Transcribe every entry below word for word, but skip the pictures.
Start Raw data
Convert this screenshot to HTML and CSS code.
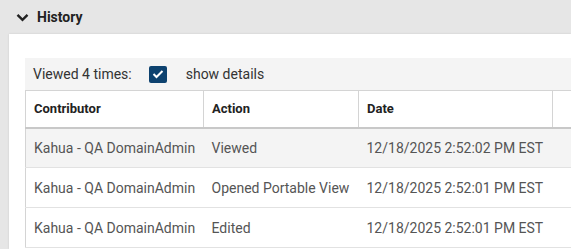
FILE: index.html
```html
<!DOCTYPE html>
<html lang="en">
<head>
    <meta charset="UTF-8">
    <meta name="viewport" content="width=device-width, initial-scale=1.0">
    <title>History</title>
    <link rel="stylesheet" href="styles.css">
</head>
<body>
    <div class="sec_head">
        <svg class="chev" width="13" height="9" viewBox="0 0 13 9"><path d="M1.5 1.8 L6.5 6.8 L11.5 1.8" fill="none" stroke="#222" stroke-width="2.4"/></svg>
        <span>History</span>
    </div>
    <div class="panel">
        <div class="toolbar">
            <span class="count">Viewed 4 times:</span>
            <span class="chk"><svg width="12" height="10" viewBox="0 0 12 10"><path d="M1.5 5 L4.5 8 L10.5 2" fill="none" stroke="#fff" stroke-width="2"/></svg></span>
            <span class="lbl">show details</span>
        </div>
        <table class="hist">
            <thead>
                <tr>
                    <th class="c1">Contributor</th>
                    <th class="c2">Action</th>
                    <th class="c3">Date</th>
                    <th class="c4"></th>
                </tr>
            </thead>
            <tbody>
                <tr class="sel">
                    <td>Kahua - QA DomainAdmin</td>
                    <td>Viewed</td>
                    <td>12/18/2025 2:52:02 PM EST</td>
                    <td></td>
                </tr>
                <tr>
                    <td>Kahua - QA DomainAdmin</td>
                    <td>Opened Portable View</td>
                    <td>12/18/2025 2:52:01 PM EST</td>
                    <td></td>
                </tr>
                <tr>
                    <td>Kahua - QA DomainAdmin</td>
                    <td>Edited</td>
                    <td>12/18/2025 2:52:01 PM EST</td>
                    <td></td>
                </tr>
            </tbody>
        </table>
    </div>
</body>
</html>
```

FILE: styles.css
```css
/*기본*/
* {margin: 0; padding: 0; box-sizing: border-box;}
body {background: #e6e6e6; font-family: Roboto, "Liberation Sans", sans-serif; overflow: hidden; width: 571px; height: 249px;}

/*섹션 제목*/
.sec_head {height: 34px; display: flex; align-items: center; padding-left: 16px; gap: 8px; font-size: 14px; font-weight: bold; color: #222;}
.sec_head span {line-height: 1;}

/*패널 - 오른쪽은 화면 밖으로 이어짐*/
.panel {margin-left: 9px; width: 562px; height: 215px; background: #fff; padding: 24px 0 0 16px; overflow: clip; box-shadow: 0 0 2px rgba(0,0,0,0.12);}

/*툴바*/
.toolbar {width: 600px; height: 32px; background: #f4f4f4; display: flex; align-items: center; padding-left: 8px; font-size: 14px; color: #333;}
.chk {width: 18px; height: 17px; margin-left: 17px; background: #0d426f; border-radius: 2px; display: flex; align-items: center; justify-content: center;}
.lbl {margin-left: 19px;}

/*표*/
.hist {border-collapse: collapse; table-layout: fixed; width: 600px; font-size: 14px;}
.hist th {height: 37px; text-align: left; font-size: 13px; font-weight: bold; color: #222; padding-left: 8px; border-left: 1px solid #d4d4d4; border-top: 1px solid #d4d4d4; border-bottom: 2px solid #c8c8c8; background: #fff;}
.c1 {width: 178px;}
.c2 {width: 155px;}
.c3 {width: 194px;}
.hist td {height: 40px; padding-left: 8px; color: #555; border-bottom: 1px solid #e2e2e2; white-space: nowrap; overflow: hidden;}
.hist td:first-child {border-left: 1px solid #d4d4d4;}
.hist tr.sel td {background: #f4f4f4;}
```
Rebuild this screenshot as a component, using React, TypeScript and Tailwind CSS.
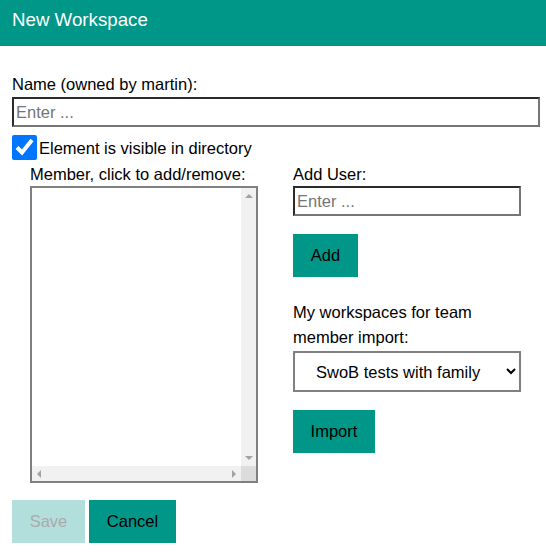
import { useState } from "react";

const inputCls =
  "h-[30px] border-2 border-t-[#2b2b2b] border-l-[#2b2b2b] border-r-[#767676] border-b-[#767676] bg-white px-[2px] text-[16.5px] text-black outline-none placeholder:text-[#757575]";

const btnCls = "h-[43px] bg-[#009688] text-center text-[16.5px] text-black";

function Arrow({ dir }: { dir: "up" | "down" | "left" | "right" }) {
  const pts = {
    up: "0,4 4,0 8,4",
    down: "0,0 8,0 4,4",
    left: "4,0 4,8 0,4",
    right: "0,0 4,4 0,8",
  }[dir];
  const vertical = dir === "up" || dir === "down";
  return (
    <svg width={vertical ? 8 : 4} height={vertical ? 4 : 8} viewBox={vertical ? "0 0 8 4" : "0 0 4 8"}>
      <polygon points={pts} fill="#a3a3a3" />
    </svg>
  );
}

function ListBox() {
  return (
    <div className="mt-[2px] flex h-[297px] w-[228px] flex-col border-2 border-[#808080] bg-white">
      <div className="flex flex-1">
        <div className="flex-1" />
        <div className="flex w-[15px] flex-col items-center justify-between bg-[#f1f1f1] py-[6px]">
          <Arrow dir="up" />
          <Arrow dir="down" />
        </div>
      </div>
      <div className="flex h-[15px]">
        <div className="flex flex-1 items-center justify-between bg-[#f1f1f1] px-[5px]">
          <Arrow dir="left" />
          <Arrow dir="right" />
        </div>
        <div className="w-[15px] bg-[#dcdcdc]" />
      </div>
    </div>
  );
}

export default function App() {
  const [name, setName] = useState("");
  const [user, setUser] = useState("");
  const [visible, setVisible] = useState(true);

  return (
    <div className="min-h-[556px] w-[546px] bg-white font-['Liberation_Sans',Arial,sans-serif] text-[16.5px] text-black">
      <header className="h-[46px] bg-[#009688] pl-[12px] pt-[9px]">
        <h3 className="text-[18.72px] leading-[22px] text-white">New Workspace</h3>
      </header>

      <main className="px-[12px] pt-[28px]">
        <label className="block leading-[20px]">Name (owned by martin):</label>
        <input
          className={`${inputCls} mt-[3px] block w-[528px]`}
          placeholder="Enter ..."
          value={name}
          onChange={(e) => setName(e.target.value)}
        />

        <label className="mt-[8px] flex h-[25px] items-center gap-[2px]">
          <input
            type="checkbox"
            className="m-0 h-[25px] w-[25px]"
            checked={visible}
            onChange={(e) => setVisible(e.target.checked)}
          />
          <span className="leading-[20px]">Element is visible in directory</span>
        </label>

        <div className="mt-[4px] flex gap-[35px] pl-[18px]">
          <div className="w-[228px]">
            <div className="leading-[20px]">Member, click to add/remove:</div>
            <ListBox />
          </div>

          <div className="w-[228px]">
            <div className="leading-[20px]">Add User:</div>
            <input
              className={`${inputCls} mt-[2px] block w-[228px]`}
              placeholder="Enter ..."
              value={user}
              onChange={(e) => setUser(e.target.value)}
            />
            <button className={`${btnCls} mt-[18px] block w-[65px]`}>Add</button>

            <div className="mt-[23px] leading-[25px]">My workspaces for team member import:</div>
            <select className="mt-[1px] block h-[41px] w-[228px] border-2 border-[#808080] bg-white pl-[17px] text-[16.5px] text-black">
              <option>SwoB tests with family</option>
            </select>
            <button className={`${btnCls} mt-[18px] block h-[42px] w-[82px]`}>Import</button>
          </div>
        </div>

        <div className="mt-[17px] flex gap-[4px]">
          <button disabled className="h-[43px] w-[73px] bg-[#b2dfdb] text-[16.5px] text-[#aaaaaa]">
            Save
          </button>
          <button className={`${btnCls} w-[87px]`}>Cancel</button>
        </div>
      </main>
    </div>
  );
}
End Raw data
**Solution to the exercise:**
Convert this screenshot to HTML and CSS code.
FILE: index.html
```html
<!DOCTYPE html>
<html lang="en">
<head>
    <meta charset="UTF-8">
    <meta name="viewport" content="width=device-width, initial-scale=1.0">
    <title>History</title>
    <link rel="stylesheet" href="styles.css">
</head>
<body>
    <div class="sec_head">
        <svg class="chev" width="13" height="9" viewBox="0 0 13 9"><path d="M1.5 1.8 L6.5 6.8 L11.5 1.8" fill="none" stroke="#222" stroke-width="2.4"/></svg>
        <span>History</span>
    </div>
    <div class="panel">
        <div class="toolbar">
            <span class="count">Viewed 4 times:</span>
            <span class="chk"><svg width="12" height="10" viewBox="0 0 12 10"><path d="M1.5 5 L4.5 8 L10.5 2" fill="none" stroke="#fff" stroke-width="2"/></svg></span>
            <span class="lbl">show details</span>
        </div>
        <table class="hist">
            <thead>
                <tr>
                    <th class="c1">Contributor</th>
                    <th class="c2">Action</th>
                    <th class="c3">Date</th>
                    <th class="c4"></th>
                </tr>
            </thead>
            <tbody>
                <tr class="sel">
                    <td>Kahua - QA DomainAdmin</td>
                    <td>Viewed</td>
                    <td>12/18/2025 2:52:02 PM EST</td>
                    <td></td>
                </tr>
                <tr>
                    <td>Kahua - QA DomainAdmin</td>
                    <td>Opened Portable View</td>
                    <td>12/18/2025 2:52:01 PM EST</td>
                    <td></td>
                </tr>
                <tr>
                    <td>Kahua - QA DomainAdmin</td>
                    <td>Edited</td>
                    <td>12/18/2025 2:52:01 PM EST</td>
                    <td></td>
                </tr>
            </tbody>
        </table>
    </div>
</body>
</html>
```

FILE: styles.css
```css
/*기본*/
* {margin: 0; padding: 0; box-sizing: border-box;}
body {background: #e6e6e6; font-family: Roboto, "Liberation Sans", sans-serif; overflow: hidden; width: 571px; height: 249px;}

/*섹션 제목*/
.sec_head {height: 34px; display: flex; align-items: center; padding-left: 16px; gap: 8px; font-size: 14px; font-weight: bold; color: #222;}
.sec_head span {line-height: 1;}

/*패널 - 오른쪽은 화면 밖으로 이어짐*/
.panel {margin-left: 9px; width: 562px; height: 215px; background: #fff; padding: 24px 0 0 16px; overflow: clip; box-shadow: 0 0 2px rgba(0,0,0,0.12);}

/*툴바*/
.toolbar {width: 600px; height: 32px; background: #f4f4f4; display: flex; align-items: center; padding-left: 8px; font-size: 14px; color: #333;}
.chk {width: 18px; height: 17px; margin-left: 17px; background: #0d426f; border-radius: 2px; display: flex; align-items: center; justify-content: center;}
.lbl {margin-left: 19px;}

/*표*/
.hist {border-collapse: collapse; table-layout: fixed; width: 600px; font-size: 14px;}
.hist th {height: 37px; text-align: left; font-size: 13px; font-weight: bold; color: #222; padding-left: 8px; border-left: 1px solid #d4d4d4; border-top: 1px solid #d4d4d4; border-bottom: 2px solid #c8c8c8; background: #fff;}
.c1 {width: 178px;}
.c2 {width: 155px;}
.c3 {width: 194px;}
.hist td {height: 40px; padding-left: 8px; color: #555; border-bottom: 1px solid #e2e2e2; white-space: nowrap; overflow: hidden;}
.hist td:first-child {border-left: 1px solid #d4d4d4;}
.hist tr.sel td {background: #f4f4f4;}
```
Rebuild this screenshot as a component, using React, TypeScript and Tailwind CSS.
import { useState } from "react";

const inputCls =
  "h-[30px] border-2 border-t-[#2b2b2b] border-l-[#2b2b2b] border-r-[#767676] border-b-[#767676] bg-white px-[2px] text-[16.5px] text-black outline-none placeholder:text-[#757575]";

const btnCls = "h-[43px] bg-[#009688] text-center text-[16.5px] text-black";

function Arrow({ dir }: { dir: "up" | "down" | "left" | "right" }) {
  const pts = {
    up: "0,4 4,0 8,4",
    down: "0,0 8,0 4,4",
    left: "4,0 4,8 0,4",
    right: "0,0 4,4 0,8",
  }[dir];
  const vertical = dir === "up" || dir === "down";
  return (
    <svg width={vertical ? 8 : 4} height={vertical ? 4 : 8} viewBox={vertical ? "0 0 8 4" : "0 0 4 8"}>
      <polygon points={pts} fill="#a3a3a3" />
    </svg>
  );
}

function ListBox() {
  return (
    <div className="mt-[2px] flex h-[297px] w-[228px] flex-col border-2 border-[#808080] bg-white">
      <div className="flex flex-1">
        <div className="flex-1" />
        <div className="flex w-[15px] flex-col items-center justify-between bg-[#f1f1f1] py-[6px]">
          <Arrow dir="up" />
          <Arrow dir="down" />
        </div>
      </div>
      <div className="flex h-[15px]">
        <div className="flex flex-1 items-center justify-between bg-[#f1f1f1] px-[5px]">
          <Arrow dir="left" />
          <Arrow dir="right" />
        </div>
        <div className="w-[15px] bg-[#dcdcdc]" />
      </div>
    </div>
  );
}

export default function App() {
  const [name, setName] = useState("");
  const [user, setUser] = useState("");
  const [visible, setVisible] = useState(true);

  return (
    <div className="min-h-[556px] w-[546px] bg-white font-['Liberation_Sans',Arial,sans-serif] text-[16.5px] text-black">
      <header className="h-[46px] bg-[#009688] pl-[12px] pt-[9px]">
        <h3 className="text-[18.72px] leading-[22px] text-white">New Workspace</h3>
      </header>

      <main className="px-[12px] pt-[28px]">
        <label className="block leading-[20px]">Name (owned by martin):</label>
        <input
          className={`${inputCls} mt-[3px] block w-[528px]`}
          placeholder="Enter ..."
          value={name}
          onChange={(e) => setName(e.target.value)}
        />

        <label className="mt-[8px] flex h-[25px] items-center gap-[2px]">
          <input
            type="checkbox"
            className="m-0 h-[25px] w-[25px]"
            checked={visible}
            onChange={(e) => setVisible(e.target.checked)}
          />
          <span className="leading-[20px]">Element is visible in directory</span>
        </label>

        <div className="mt-[4px] flex gap-[35px] pl-[18px]">
          <div className="w-[228px]">
            <div className="leading-[20px]">Member, click to add/remove:</div>
            <ListBox />
          </div>

          <div className="w-[228px]">
            <div className="leading-[20px]">Add User:</div>
            <input
              className={`${inputCls} mt-[2px] block w-[228px]`}
              placeholder="Enter ..."
              value={user}
              onChange={(e) => setUser(e.target.value)}
            />
            <button className={`${btnCls} mt-[18px] block w-[65px]`}>Add</button>

            <div className="mt-[23px] leading-[25px]">My workspaces for team member import:</div>
            <select className="mt-[1px] block h-[41px] w-[228px] border-2 border-[#808080] bg-white pl-[17px] text-[16.5px] text-black">
              <option>SwoB tests with family</option>
            </select>
            <button className={`${btnCls} mt-[18px] block h-[42px] w-[82px]`}>Import</button>
          </div>
        </div>

        <div className="mt-[17px] flex gap-[4px]">
          <button disabled className="h-[43px] w-[73px] bg-[#b2dfdb] text-[16.5px] text-[#aaaaaa]">
            Save
          </button>
          <button className={`${btnCls} w-[87px]`}>Cancel</button>
        </div>
      </main>
    </div>
  );
}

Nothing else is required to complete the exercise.